** BEGIN SOURCE DATA **

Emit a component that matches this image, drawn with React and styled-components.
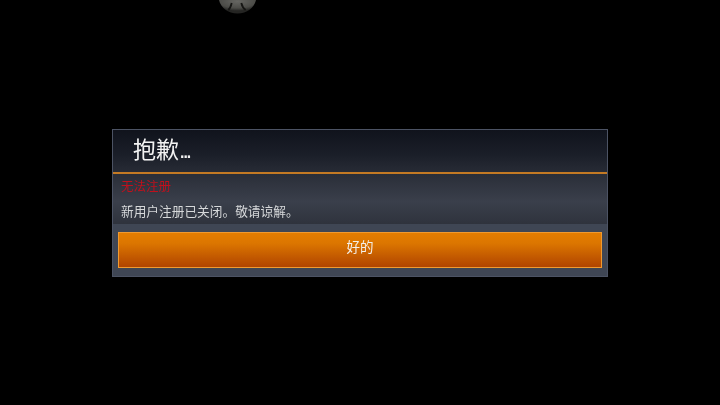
import React from "react";
import styled, { createGlobalStyle } from "styled-components";

const GlobalStyle = createGlobalStyle`
  html, body {
    margin: 0;
    padding: 0;
    background: #000;
  }
  body {
    font-family: "Liberation Sans", "Noto Sans CJK SC", sans-serif;
  }
`;

const Screen = styled.div`
  position: relative;
  width: 720px;
  height: 405px;
  box-sizing: border-box;
  padding-top: 129px;
  overflow: hidden;
  background: #000;
  display: flex;
  align-items: flex-start;
  justify-content: center;
  filter: blur(0.3px);
`;

const Avatar = styled.svg`
  position: absolute;
  left: 218px;
  top: 0;
  width: 39px;
  height: 14px;
`;

const Dialog = styled.div`
  width: 494px;
  display: flex;
  flex-direction: column;
  border: 1px solid #4c5364;
  background: #3f4654;
`;

const Header = styled.div`
  height: 36px;
  display: flex;
  align-items: center;
  padding: 0 0 6px 20px;
  background: linear-gradient(to bottom, #10131c 0%, #1b1f29 60%, #272b35 100%);
  border-bottom: 2px solid #c47a24;
  color: #f2f2f2;
  font-size: 23px;
`;

const Dots = styled.span`
  letter-spacing: -3px;
`;

const Body = styled.div`
  height: 50px;
  padding: 0 8px;
  display: flex;
  flex-direction: column;
  background: linear-gradient(to bottom, #2a2e38 0%, #3a3f4b 55%, #2f333d 100%);
`;

const ErrorTitle = styled.div`
  margin-top: 5px;
  height: 16px;
  line-height: 16px;
  font-size: 12.500px;
  color: #c0101c;
`;

const Message = styled.div`
  margin-top: 9px;
  height: 16px;
  line-height: 16px;
  font-size: 12.700px;
  color: #d6d8da;
`;

const Footer = styled.div`
  display: flex;
  padding: 8px 5px;
  background: #3f4654;
`;

const OkButton = styled.button`
  flex: 1;
  height: 36px;
  margin: 0;
  padding: 0 0 9px;
  border: 1px solid #f09a30;
  background: linear-gradient(to bottom, #e47d00 0%, #dc7600 30%, #b04400 100%);
  color: #f4f0ea;
  font-family: inherit;
  font-size: 13.500px;
`;

export default function App() {
  return (
    <Screen>
      <GlobalStyle />
      <Avatar viewBox="0 0 39 14">
        <defs>
          <radialGradient id="face" cx="50%" cy="10%" r="70%">
            <stop offset="0%" stopColor="#666662" />
            <stop offset="70%" stopColor="#4c4c48" />
            <stop offset="100%" stopColor="#252523" />
          </radialGradient>
        </defs>
        <path d="M1 0 H38 C36 8 29 13.500 19.500 13.500 C10 13.500 3 8 1 0 Z" fill="url(#face)" />
        <path d="M13.700 3 C13 6 12 8.500 10.300 10" fill="none" stroke="#161614" strokeWidth="1.800" />
        <path d="M23.300 3 C24 6 25.500 8.500 27.700 10" fill="none" stroke="#161614" strokeWidth="1.800" />
      </Avatar>
      <Dialog>
        <Header>
          <span>
            抱歉<Dots>...</Dots>
          </span>
        </Header>
        <Body>
          <ErrorTitle>无法注册</ErrorTitle>
          <Message>新用户注册已关闭。敬请谅解。</Message>
        </Body>
        <Footer>
          <OkButton>好的</OkButton>
        </Footer>
      </Dialog>
    </Screen>
  );
}
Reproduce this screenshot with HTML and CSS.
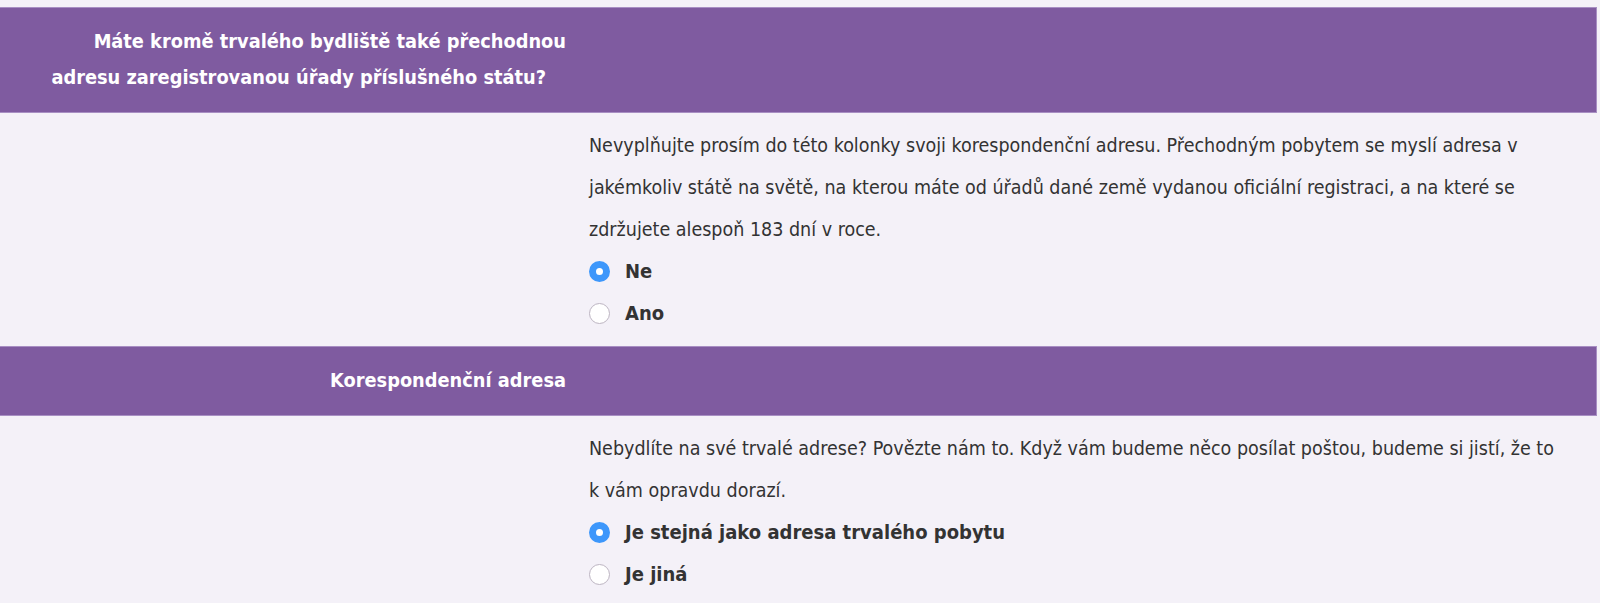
FILE: index.html
```html
<!DOCTYPE html>
<html lang="cs">
<head>
<meta charset="utf-8">
<title>Formulář</title>
<link rel="stylesheet" href="styles.css">
</head>
<body>
<div class="form">
  <div class="row head">
    <div class="label">Máte kromě trvalého bydliště také přechodnou adresu zaregistrovanou úřady příslušného státu?<span class="tail"></span></div>
    <div class="fill"></div>
  </div>
  <div class="row body">
    <div class="label"></div>
    <div class="content">
      <p class="hint">Nevyplňujte prosím do této kolonky svoji korespondenční adresu. Přechodným pobytem se myslí adresa v jakémkoliv státě na světě, na kterou máte od úřadů dané země vydanou oficiální registraci, a na které se zdržujete alespoň 183 dní v roce.</p>
      <label class="opt"><span class="radio checked"></span><span class="opt-text">Ne</span></label>
      <label class="opt"><span class="radio"></span><span class="opt-text">Ano</span></label>
    </div>
  </div>
  <div class="row head">
    <div class="label">Korespondenční adresa</div>
    <div class="fill"></div>
  </div>
  <div class="row body">
    <div class="label"></div>
    <div class="content">
      <p class="hint">Nebydlíte na své trvalé adrese? Povězte nám to. Když vám budeme něco posílat poštou, budeme si jistí, že to k vám opravdu dorazí.</p>
      <label class="opt"><span class="radio checked"></span><span class="opt-text">Je stejná jako adresa trvalého pobytu</span></label>
      <label class="opt"><span class="radio"></span><span class="opt-text">Je jiná</span></label>
    </div>
  </div>
</div>
</body>
</html>
```

FILE: styles.css
```css
html, body {
  margin: 0;
  padding: 0;
  background: #f4f1f8;
}
body {
  padding-top: 7px;
  font-family: "DejaVu Sans Condensed", "DejaVu Sans", sans-serif;
  color: #333;
}
.form {
  width: 1597px;
}
.row {
  display: grid;
  grid-template-columns: 577px 1fr;
}
.head {
  background: #7f5ba0;
  border: 1px solid #a88fc3;
  border-left: 0;
}
.head .label {
  color: #fff;
  font-weight: bold;
  font-size: 19.8px;
  line-height: 36px;
  text-align: right;
  padding: 16px 11px 16px 36px;
}
.tail {
  display: inline-block;
  width: 20px;
}
.body .content {
  padding: 12px 42px 12px 12px;
}
.hint {
  margin: 0;
  font-size: 19.5px;
  line-height: 41.8px;
}
.opt {
  display: flex;
  align-items: center;
  height: 41.8px;
}
.radio {
  width: 21px;
  height: 21px;
  box-sizing: border-box;
  border-radius: 50%;
  background: #fff;
  border: 1px solid #bdb5c2;
  margin-right: 15px;
  flex: none;
}
.radio.checked {
  border: 7px solid #3d97fb;
  background: #fff;
}
.opt-text {
  font-weight: bold;
  font-size: 20px;
}
```
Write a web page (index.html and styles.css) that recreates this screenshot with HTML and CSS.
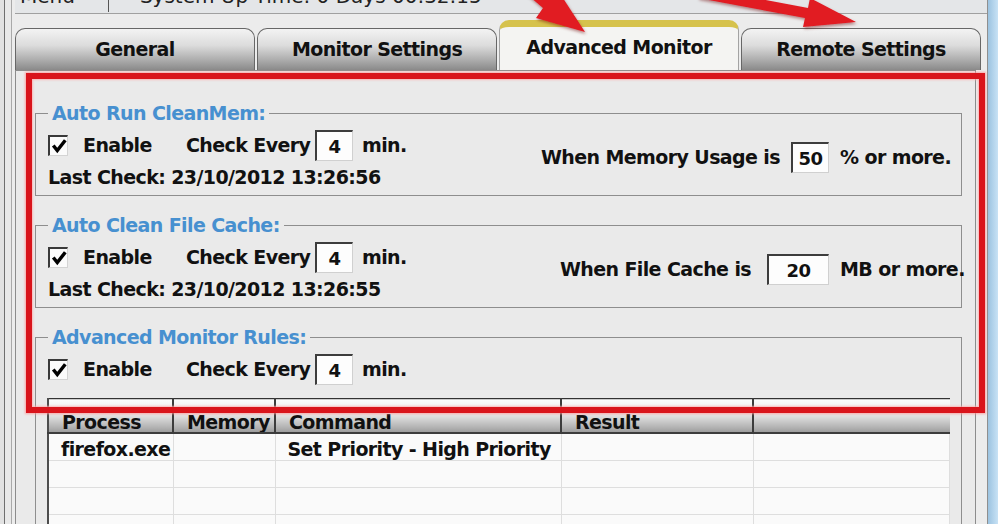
FILE: index.html
```html
<!DOCTYPE html>
<html lang="en">
<head>
  <meta charset="UTF-8">
  <title>CleanMem - Advanced Monitor</title>
  <link rel="stylesheet" href="styles.css">
</head>
<body>
  <div class="window">
    <div class="frame-left"></div>

    <div class="main">
      <div class="topbar">
        <div class="topbar-inner">
          <span class="menu">Menu</span>
          <span class="sep"></span>
          <span class="uptime">System Up Time: 0 Days 00:32:15</span>
        </div>
      </div>

      <div class="tabs">
        <div class="tab">General</div>
        <div class="tab">Monitor Settings</div>
        <div class="tab active">Advanced Monitor</div>
        <div class="tab">Remote Settings</div>
      </div>

      <div class="panel">
        <fieldset class="group">
          <legend>Auto Run CleanMem:</legend>
          <div class="group-body">
            <div class="left">
              <div class="row">
                <span class="checkbox"><svg viewBox="0 0 14 14"><path d="M2 6.5 L5.5 11 L12.5 2" /></svg></span>
                <span class="enable">Enable</span>
                <span class="every">Check Every</span>
                <span class="field small">4</span>
                <span class="unit">min.</span>
              </div>
              <div class="row">Last Check: 23/10/2012 13:26:56</div>
            </div>
            <div class="right">
              <span class="label">When Memory Usage is</span>
              <span class="field small">50</span>
              <span class="suffix">% or more.</span>
            </div>
          </div>
        </fieldset>

        <fieldset class="group">
          <legend>Auto Clean File Cache:</legend>
          <div class="group-body">
            <div class="left">
              <div class="row">
                <span class="checkbox"><svg viewBox="0 0 14 14"><path d="M2 6.5 L5.5 11 L12.5 2" /></svg></span>
                <span class="enable">Enable</span>
                <span class="every">Check Every</span>
                <span class="field small">4</span>
                <span class="unit">min.</span>
              </div>
              <div class="row">Last Check: 23/10/2012 13:26:55</div>
            </div>
            <div class="right">
              <span class="label wide-gap">When File Cache is</span>
              <span class="field wide">20</span>
              <span class="suffix">MB or more.</span>
            </div>
          </div>
        </fieldset>

        <fieldset class="group last">
          <legend>Advanced Monitor Rules:</legend>
          <div class="row">
            <span class="checkbox"><svg viewBox="0 0 14 14"><path d="M2 6.5 L5.5 11 L12.5 2" /></svg></span>
            <span class="enable">Enable</span>
            <span class="every">Check Every</span>
            <span class="field small">4</span>
            <span class="unit">min.</span>
          </div>

          <table class="rules">
            <thead>
              <tr>
                <th class="c-process">Process</th>
                <th class="c-memory">Memory</th>
                <th class="c-command">Command</th>
                <th class="c-result">Result</th>
                <th></th>
              </tr>
            </thead>
            <tbody>
              <tr><td>firefox.exe</td><td></td><td>Set Priority - High Priority</td><td></td><td></td></tr>
              <tr><td></td><td></td><td></td><td></td><td></td></tr>
              <tr><td></td><td></td><td></td><td></td><td></td></tr>
              <tr><td></td><td></td><td></td><td></td><td></td></tr>
            </tbody>
          </table>
        </fieldset>
      </div>
    </div>

    <div class="frame-right"></div>

    <!-- annotations drawn over the screenshot -->
    <div class="annot-box"></div>
    <svg class="arrows" width="998" height="60" viewBox="0 0 998 60">
      <defs>
        <filter id="shade" x="-20%" y="-20%" width="140%" height="160%">
          <feDropShadow dx="1" dy="2" stdDeviation="1.5" flood-color="#6b0000" flood-opacity="0.45" />
        </filter>
      </defs>
      <polygon filter="url(#shade)" fill="#e11a22"
        points="495,-37 502,-27 543,8 536,18 585,32 557,-11 550,-1 509,-37" />
      <polygon filter="url(#shade)" fill="#e11a22"
        points="700,-12 698,-2 805,18 803,27 856,22 810,-2 808,8 702,-12" />
    </svg>
  </div>
</body>
</html>
```

FILE: styles.css
```css
body {
  margin: 0;
  background: #ececec;
  font-family: "DejaVu Sans", "Liberation Sans", sans-serif;
  color: #111;
}
.window {
  position: relative;
  display: flex;
  width: 998px;
  height: 524px;
  overflow: hidden;
  background: #ececec;
}
.frame-left {
  width: 15px;
  flex-shrink: 0;
  background: linear-gradient(to right, #e2e2e2 0 4px, #6f6f6f 4px 5px, #e9e9e9 5px 11px, #a9a9a9 11px 12px, #ececec 12px);
}
.frame-right {
  width: 10px;
  flex-shrink: 0;
  border-left: 1px solid #8f8f8f;
  background: linear-gradient(to right, #9cc3e0, #c8e2f5);
}
.main {
  flex: 1;
  display: flex;
  flex-direction: column;
  min-width: 0;
}

/* top strip, mostly scrolled out of view */
.topbar {
  height: 13px;
  flex-shrink: 0;
  overflow: hidden;
  border-bottom: 1px solid #a0a0a0;
  background: #e4e6e8;
}
.topbar-inner {
  display: flex;
  align-items: flex-start;
  margin-top: -16px;
  padding-left: 5px;
  font-size: 20px;
  line-height: 24px;
  color: #222;
}
.sep {
  width: 1px;
  height: 28px;
  margin: 0 31px 0 33px;
  background: #555;
}

/* tabs */
.tabs {
  display: flex;
  flex-shrink: 0;
  align-items: flex-end;
  gap: 2px;
  height: 50px;
  margin-top: 6px;
}
.tab {
  box-sizing: border-box;
  width: 240px;
  height: 42px;
  flex-shrink: 0;
  border: 1px solid #676767;
  border-bottom: none;
  border-radius: 10px 10px 0 0;
  background: linear-gradient(#f3f3f3, #dcdcdc 40%, #a9a9a9 78%, #8a8a8a);
  font-weight: bold;
  font-size: 19px;
  letter-spacing: -0.6px;
  line-height: 40px;
  text-align: center;
}
.tab.active {
  height: 50px;
  border-color: #a3a3a3;
  border-top: 7px solid #d6c24c;
  background: #f4f4f2;
  line-height: 40px;
}

/* content panel */
.panel {
  box-sizing: border-box;
  width: 961px;
  flex: 1;
  min-height: 0;
  overflow: hidden;
  border: 1px solid #8c8c8c;
  border-bottom: none;
  background: #eaeaea;
  padding: 31px 13px 0 19px;
  font-weight: bold;
  font-size: 19px;
  letter-spacing: -0.6px;
}
.group {
  margin: 0 0 18px;
  border: 1px solid #8e8e8e;
  padding: 5px 5px 2px 12px;
}
.group.last {
  margin-bottom: 0;
  height: 200px;
}
.group legend {
  padding: 0 4px;
  line-height: 22px;
  color: #4790d0;
}
.group-body {
  display: flex;
}
.row {
  display: flex;
  align-items: center;
  height: 32px;
  white-space: nowrap;
}
.checkbox {
  box-sizing: border-box;
  width: 20px;
  height: 21px;
  margin-right: 15px;
  border-style: solid;
  border-width: 2px 1px 1px 2px;
  border-color: #3a3a3a #d4d4d4 #d4d4d4 #3a3a3a;
  background: #fbfbfb;
}
.checkbox svg {
  display: block;
  width: 16px;
  height: 16px;
  margin: 1px 0 0 1px;
  fill: none;
  stroke: #000;
  stroke-width: 3;
}
.enable {
  width: 103px;
}
.every {
  width: 129px;
}
.field {
  box-sizing: border-box;
  height: 31px;
  border-style: solid;
  border-width: 2px 1px 1px 2px;
  border-color: #3d3d3d #d0d0d0 #d0d0d0 #3d3d3d;
  background: #fdfdfd;
  font-size: 18px;
  line-height: 30px;
  text-align: center;
}
.field.small {
  width: 38px;
}
.field.wide {
  width: 62px;
}
.unit {
  margin-left: 9px;
}
.right {
  display: flex;
  align-items: center;
  margin-left: auto;
  padding-bottom: 8px;
  white-space: nowrap;
}
.right .label {
  margin-right: 11px;
}
.right .label.wide-gap {
  margin-right: 16px;
}
.suffix {
  width: 116px;
  margin-left: 11px;
}

/* rules list */
.rules {
  width: 903px;
  margin-top: 13px;
  margin-left: -1px;
  border-collapse: collapse;
  border-left: 2px solid #4d4d4d;
  border-top: 1px solid #333;
  table-layout: fixed;
}
.rules th {
  height: 32px;
  padding: 13px 0 0 13px;
  box-sizing: border-box;
  border-right: 2px solid #3c3c3c;
  border-bottom: 2px solid #3c3c3c;
  background: linear-gradient(#fbfbfb, #e6e6e6 45%, #b2b2b2 85%, #9b9b9b);
  line-height: 20px;
  text-align: left;
  vertical-align: top;
  overflow: hidden;
}
.rules th:last-child {
  border-right: none;
}
.c-process { width: 125px; }
.c-memory { width: 102px; }
.c-command { width: 286px; }
.c-result { width: 192px; }
.rules td {
  height: 27px;
  padding: 4px 0 0 12px;
  box-sizing: border-box;
  border-right: 1px solid #dedede;
  border-bottom: 1px solid #dedede;
  background: #fafafa;
  line-height: 22px;
  vertical-align: top;
  white-space: nowrap;
}

/* annotation overlay */
.annot-box {
  position: absolute;
  left: 26px;
  top: 73px;
  width: 959px;
  height: 340px;
  box-sizing: border-box;
  border: 6px solid #d9141b;
  box-shadow: 0 0 2px 1px rgba(255, 150, 150, 0.8), inset 0 0 2px 1px rgba(255, 170, 170, 0.8);
}
.arrows {
  position: absolute;
  left: 0;
  top: 0;
}
```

** END SOURCE DATA **

> **WHAT THIS TASK INVOLVES**
Determine how many lines include the word "styled" and report that number by itself.

> **FULL RESPONSE**
12